Parenting

Romesh Ranganathan: I had an early brush with the law: will my kids ever get to experience that shame?


When I was a kid, there was a hotel that backed on to the field where we used to play football. One day, we picked a load of apples and hurled them over that wall, raining Bramleys on anybody foolish enough to be enjoying an afternoon tea. After doing this for some time (we had collected a ton of apples), we were forced to hide in the bushes when a police car arrived. There was then a police chase, before we were returned to our parents in shame.

The point of this story is not to convince you that I am in fact Billy Bunter, but to illustrate the point that there is no way my kids are ever going to be able to do that, because my wife and I are too terrified to let them out of our sight. When I got home after the apple incident, my mum gave me a bollocking and told me not to do anything like that when I went out the next day.

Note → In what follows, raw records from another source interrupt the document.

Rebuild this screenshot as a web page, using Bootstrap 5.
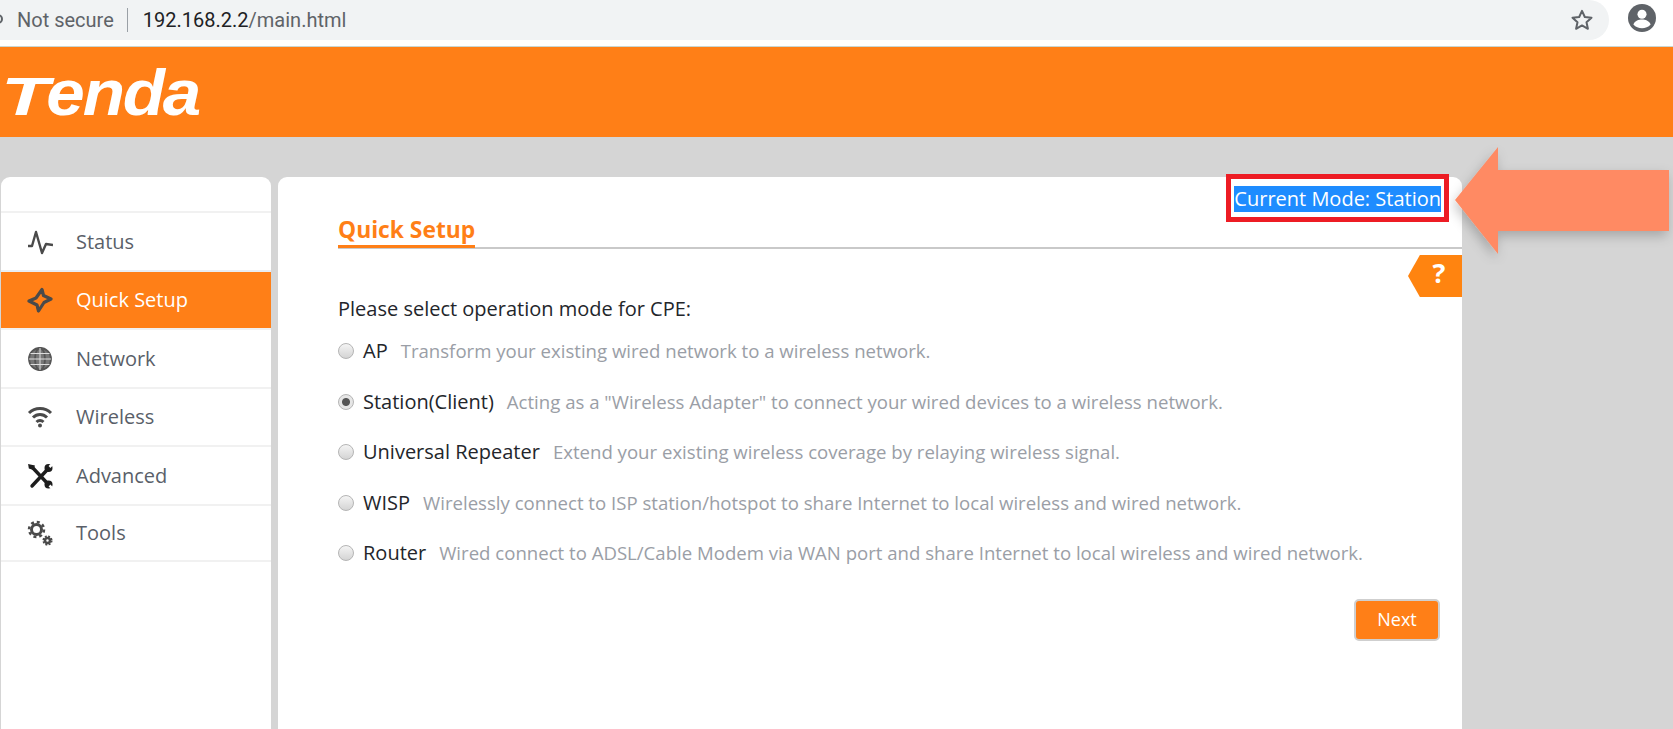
<!DOCTYPE html>
<html lang="en">
<head>
  <meta charset="UTF-8">
  <title>Tenda</title>
  <link href="https://cdn.jsdelivr.net/npm/bootstrap@5.3.0/dist/css/bootstrap.min.css" rel="stylesheet">
  <style>
    html, body { height: 729px; overflow: hidden; }
    body {
      background-color: #d5d5d5;
      font-family: "Open Sans", "Noto Sans", sans-serif;
      position: relative;
    }

    /* browser bar */
    .chrome-bar { height: 47px; background: #fff; border-bottom: 1px solid #c9d6d2; padding-right: 17px; }
    .addr-pill {
      height: 40px; width: 1609px; background: #f1f3f4;
      border-radius: 0 20px 20px 0;
      font-size: 20px; color: #5f6368; padding-left: 17px; padding-right: 15px;
      font-family: Roboto, sans-serif; line-height: 38px;
    }
    .addr-dot { position: absolute; left: -7px; top: 14px; width: 10px; height: 10px; border: 2px solid #5f6368; border-radius: 50%; }
    .addr-sep { width: 1px; height: 24px; background: #9aa0a6; margin: 0 15px 0 13px; }
    .addr-host { color: #202124; }

    /* orange header */
    .brand-bar { height: 90px; background: #ff7f17; padding-top: 16px; }
    .brand-logo {
      display: inline-block; color: #fff; font-family: "Liberation Sans", sans-serif;
      font-weight: 700; font-style: italic; font-size: 64px; line-height: 60px;
      letter-spacing: -2px; margin-left: 1px; transform-origin: left center; transform: scaleX(1.08);
    }
    .brand-first { display: inline-block; font-size: 54px; width: 42px; transform-origin: left bottom; transform: scaleX(1.35); }

    /* side menu */
    .page-row { height: 592px; padding: 40px 0 0 1px; gap: 7px; }
    .side-panel { width: 270px; background: #fff; border-radius: 9px 9px 0 0; padding-top: 34px; }
    .side-panel .list-group-item {
      height: 58.5px; border: 0; border-top: 2px solid #f1f1f1; padding: 1px 0 0 26px;
      font-size: 20px; color: #5a5f69; background: transparent; display: flex; align-items: center;
    }
    .side-panel .list-group-item:last-child { border-bottom: 2px solid #f1f1f1; }
    .side-panel .list-group-item.picked { background: #ff7f17; color: #fff; border-top-color: #e9eef2; }
    .menu-icon { width: 26px; height: 26px; margin-right: 23px; flex-shrink: 0; }

    /* main panel */
    .main-panel { width: 1184px; background: #fff; border-radius: 9px 9px 0 0; padding-left: 60px; }
    .mode-box { border: 5px solid #ed1c24; margin: -3px 13px 0 0; padding: 7px 3px 5px 3px; line-height: 25px; height: 48px; color: #fff; font-size: 20px; }
    .mode-box span { background: #1e8cff; display: block; height: 26px; }
    .title-line { border-bottom: 2px solid #c9c9c9; height: 27px; }
    .title-text {
      display: block; width: fit-content; height: 26px; color: #ff7f17; font-weight: 700; font-size: 22.8px; line-height: 15px;
      border-bottom: 3px solid #ff7f17; margin: 0;
    }
    .help-tag {
      width: 54px; height: 42px; background: #ff8410; color: #fff; font-weight: 700; font-size: 27px; line-height: 36px;
      text-align: center; margin-top: 6px; padding-left: 8px;
      clip-path: polygon(22% 0, 100% 0, 100% 100%, 22% 100%, 0 50%);
    }
    .mode-lead { font-size: 20px; color: #23262b; margin: -1px 0 0; line-height: 26px; }
    .mode-list { margin-top: 4px; }
    .mode-row { height: 50.5px; font-size: 20px; color: #23262b; }
    .mode-radio {
      appearance: none; width: 16px; height: 16px; margin: 0 9px 0 0; border-radius: 50%;
      border: 1px solid #b5b5b5; background: linear-gradient(#f4f4f4, #d4d4d4); flex-shrink: 0;
    }
    .mode-radio:checked { background: radial-gradient(circle, #555 0 3.500px, #e6e6e6 4.500px); }
    .mode-note { color: #9a9ea6; font-size: 18.6px; margin-left: 13px; }
    .next-btn {
      width: 86px; height: 42px; background: #ff7f17; color: #fff; border: 2px solid #cfcfcf; border-radius: 5px;
      font-size: 18px; padding: 0; margin: 20px 22px 0 0;
    }
    .next-btn:hover { background: #ff7f17; color: #fff; border-color: #cfcfcf; }

    /* annotation arrow lies over the page */
    .note-arrow { position: absolute; left: 1450px; top: 140px; width: 223px; height: 125px; }
  </style>
</head>
<body>
  <div class="chrome-bar d-flex justify-content-between">
    <div class="addr-pill d-flex align-items-center position-relative">
      <span class="addr-dot"></span>
      <span>Not secure</span>
      <span class="addr-sep"></span>
      <span><span class="addr-host">192.168.2.2</span>/main.html</span>
      <svg class="ms-auto" width="24" height="24" viewBox="0 0 24 24" fill="none" stroke="#5f6368" stroke-width="2" stroke-linejoin="round"><path d="M12 2.800l2.800 6.200 6.700.7-5 4.500 1.400 6.600L12 17.400l-5.900 3.400 1.400-6.600-5-4.500 6.700-.7z"/></svg>
    </div>
    <svg class="mt-1" width="28" height="28" viewBox="0 0 26 26"><circle cx="13" cy="13" r="13" fill="#5f6368"/><circle cx="13" cy="9.500" r="4.200" fill="#fff"/><path d="M5 19c1.500-3.500 5-4.500 8-4.500s6.500 1 8 4.500c-2 2.300-5 3.500-8 3.500s-6-1.200-8-3.500z" fill="#fff"/></svg>
  </div>

  <div class="brand-bar"><span class="brand-logo"><span class="brand-first">T</span>enda</span></div>

  <div class="page-row d-flex">
    <div class="side-panel">
      <div class="list-group list-group-flush">
        <a class="list-group-item" href="#">
          <svg class="menu-icon" viewBox="0 0 26 26" fill="none" stroke="#4a4a4a" stroke-width="2.400" stroke-linejoin="round"><path d="M1 17h4l4-14 6 21 4-9 7 1"/></svg>Status
        </a>
        <a class="list-group-item picked" href="#">
          <svg class="menu-icon" viewBox="0 0 26 26" fill="none" stroke="#4a4a4a" stroke-width="3.200" stroke-linejoin="round"><path d="M15 2.500l1.500 6 7.500 3.500-7 3.500-5.500 8.500-1.500-6-8-4 7-3z"/></svg>Quick Setup
        </a>
        <a class="list-group-item" href="#">
          <svg class="menu-icon" viewBox="0 0 26 26" fill="none" stroke="#555" stroke-width="1.800"><circle cx="13" cy="13" r="11" fill="#777"/><ellipse cx="13" cy="13" rx="5" ry="11"/><path d="M13 2v22M2 13h22M3.500 7.500h19M3.500 18.500h19" stroke="#ddd" stroke-width="1"/></svg>Network
        </a>
        <a class="list-group-item" href="#">
          <svg class="menu-icon" viewBox="0 0 26 26" fill="none" stroke="#4a4a4a" stroke-width="3"><path d="M2 9c6-6 16-6 22 0M6 13.500c4-4 10-4 14 0M9.500 18c2-2 5-2 7 0"/><circle cx="13" cy="21.500" r="2" fill="#4a4a4a" stroke="none"/></svg>Wireless
        </a>
        <a class="list-group-item" href="#">
          <svg class="menu-icon" viewBox="0 0 26 26" fill="none" stroke="#1d1d1d" stroke-width="3.400" stroke-linecap="round">
            <path d="M5 23L20 7M5 4l16 17"/>
            <circle cx="21.500" cy="5" r="4" fill="#1d1d1d" stroke="none"/>
            <path d="M22.500 4l3-3" stroke="#fff" stroke-width="2.600" stroke-linecap="butt"/>
            <circle cx="21.500" cy="21.500" r="4" fill="#1d1d1d" stroke="none"/>
            <path d="M22.500 22.500l3 3" stroke="#fff" stroke-width="2.600" stroke-linecap="butt"/>
            <path d="M2 2l5 1-1 3-3.500-1z" fill="#1d1d1d" stroke-width="1.500"/>
          </svg>Advanced
        </a>
        <a class="list-group-item" href="#">
          <svg class="menu-icon" viewBox="0 0 26 26" fill="none" stroke="#4a4a4a"><circle cx="9.500" cy="9.500" r="5" stroke-width="3"/><circle cx="9.500" cy="9.500" r="7.500" stroke-width="2.500" stroke-dasharray="3 2.900"/><circle cx="20.500" cy="20.500" r="2.500" stroke-width="2.500"/><circle cx="20.500" cy="20.500" r="4.300" stroke-width="1.500" stroke-dasharray="2 1.400"/></svg>Tools
        </a>
      </div>
    </div>

    <div class="main-panel">
      <div class="d-flex justify-content-end"><div class="mode-box"><span>Current Mode: Station</span></div></div>
      <div class="title-line"><h2 class="title-text">Quick Setup</h2></div>
      <div class="d-flex justify-content-end"><div class="help-tag">?</div></div>
      <p class="mode-lead">Please select operation mode for CPE:</p>
      <div class="mode-list">
        <label class="mode-row d-flex align-items-center"><input class="mode-radio" type="radio" name="mode">AP<span class="mode-note">Transform your existing wired network to a wireless network.</span></label>
        <label class="mode-row d-flex align-items-center"><input class="mode-radio" type="radio" name="mode" checked>Station(Client)<span class="mode-note">Acting as a "Wireless Adapter" to connect your wired devices to a wireless network.</span></label>
        <label class="mode-row d-flex align-items-center"><input class="mode-radio" type="radio" name="mode">Universal Repeater<span class="mode-note">Extend your existing wireless coverage by relaying wireless signal.</span></label>
        <label class="mode-row d-flex align-items-center"><input class="mode-radio" type="radio" name="mode">WISP<span class="mode-note">Wirelessly connect to ISP station/hotspot to share Internet to local wireless and wired network.</span></label>
        <label class="mode-row d-flex align-items-center"><input class="mode-radio" type="radio" name="mode">Router<span class="mode-note">Wired connect to ADSL/Cable Modem via WAN port and share Internet to local wireless and wired network.</span></label>
      </div>
      <div class="d-flex justify-content-end"><button class="btn next-btn" type="button">Next</button></div>
    </div>
  </div>

  <svg class="note-arrow" viewBox="0 0 223 125">
    <defs><filter id="arrowShade" x="-10%" y="-20%" width="120%" height="140%"><feDropShadow dx="-2" dy="5" stdDeviation="6" flood-color="#000" flood-opacity=".22"/></filter></defs>
    <path d="M5 60L48 7v23h171v61H48v23z" fill="#ff8a63" filter="url(#arrowShade)"/>
  </svg>

  <script src="https://cdn.jsdelivr.net/npm/bootstrap@5.3.0/dist/js/bootstrap.bundle.min.js"></script>
</body>
</html>
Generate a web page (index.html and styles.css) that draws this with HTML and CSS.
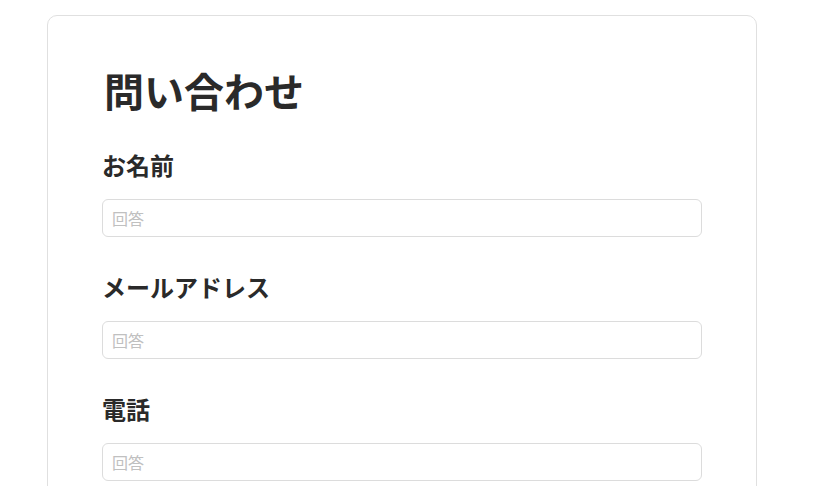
FILE: index.html
```html
<!DOCTYPE html>
<html lang="ja">
<head>
    <meta charset="UTF-8">
    <meta name="viewport" content="width=device-width, initial-scale=1.0">
    <title>問い合わせ</title>
    <link rel="stylesheet" href="styles.css">
</head>
<body>
    <div class="card">
        <h1>問い合わせ</h1>

        <form id="contactForm">
            <div class="form-group">
                <label for="name">お名前</label>
                <input type="text" id="name" placeholder="回答">
            </div>

            <div class="form-group">
                <label for="email">メールアドレス</label>
                <input type="email" id="email" placeholder="回答">
            </div>

            <div class="form-group">
                <label for="tel">電話</label>
                <input type="tel" id="tel" placeholder="回答">
            </div>
        </form>
    </div>
</body>
</html>
```

FILE: styles.css
```css
body { font-family: "Noto Sans CJK JP", "Noto Sans", sans-serif; color: #2a2a2a; margin: 0; padding: 15px 0 0 47px; background: #fff; }
.card { width: 600px; padding: 50px 54px 40px; border: 1px solid #e0e0e0; border-radius: 10px; }
h1 { font-size: 40px; line-height: 48px; margin: 0 0 33px 2px; font-weight: bold; }
.form-group { margin-bottom: 32px; }
label { display: block; font-size: 24px; line-height: 36px; font-weight: bold; margin-bottom: 16px; }
input { display: block; box-sizing: border-box; width: 100%; height: 38px; padding: 0 9px; font-family: inherit; font-size: 16px; border: 1px solid #dcdcdc; border-radius: 6px; outline: none; }
input::placeholder { color: #c0c0c0; }
```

And by “went out”, I mean leaving at 9am and returning at 6pm after a full working day of being a prick around the neighbourhood.

Just recently, I took the boys to the park and our eldest said he wanted to pop over to the area designed for older kids. “No problem,” I said. I then watched the younger two while internally freaking out that I couldn’t see the eldest. As I pushed the boys on the swings, I prayed that I would one day see our boy again. When he returned a short while later, it was as much as I could do not to run up and hug him like the end of a kidnap movie.

To give this some context, I am not as mentally sound as the average person, and so it’s likely my paranoia is amplified. But I think everyone finds it far more difficult to let children go off and play today. At a time when all the best Netflix series are about people abducting children, your fears tend to become slightly irrational.

I realise this is not a new phenomenon, but what does feel new is that those kids who are trusted to be out and about unsupervised are the subject of scandal in the area where I live. There are posts on a Facebook forum about “the group of teenagers who stare at you when you go into the Co-op”, and how appalling their parents must be.

I am reminded of the bit in Finding Nemo when the baby turtle slips out of the current and his dad trusts him to find his way back, providing Nemo’s dad with a valuable lesson in parenting. Unfortunately, all this makes me think is that, 1) our own baby turtles don’t look properly when they are crossing the road and 2) if I am taking my parenting tips from a Pixar movie then my family really is in trouble.

Personally, I am not sure what to do about it. I want our kids to play independently without us cramping their style; but those kids I do see out tend to be kicking a bus stop or torturing a cat. (I may be exaggerating.) One answer could be that I dress like a kid and pretend to be a bearded 11-year-old, so I can keep an eye on things. Think of it as a premise for an 80s sitcom, one I would call “See You At School, Dad!”

My wife and I have talked, and decided we need to let our kids off the leash a bit. Because I have a dream – and that dream is a son being brought home by the police for throwing hard fruit at a group of innocent hotel guests.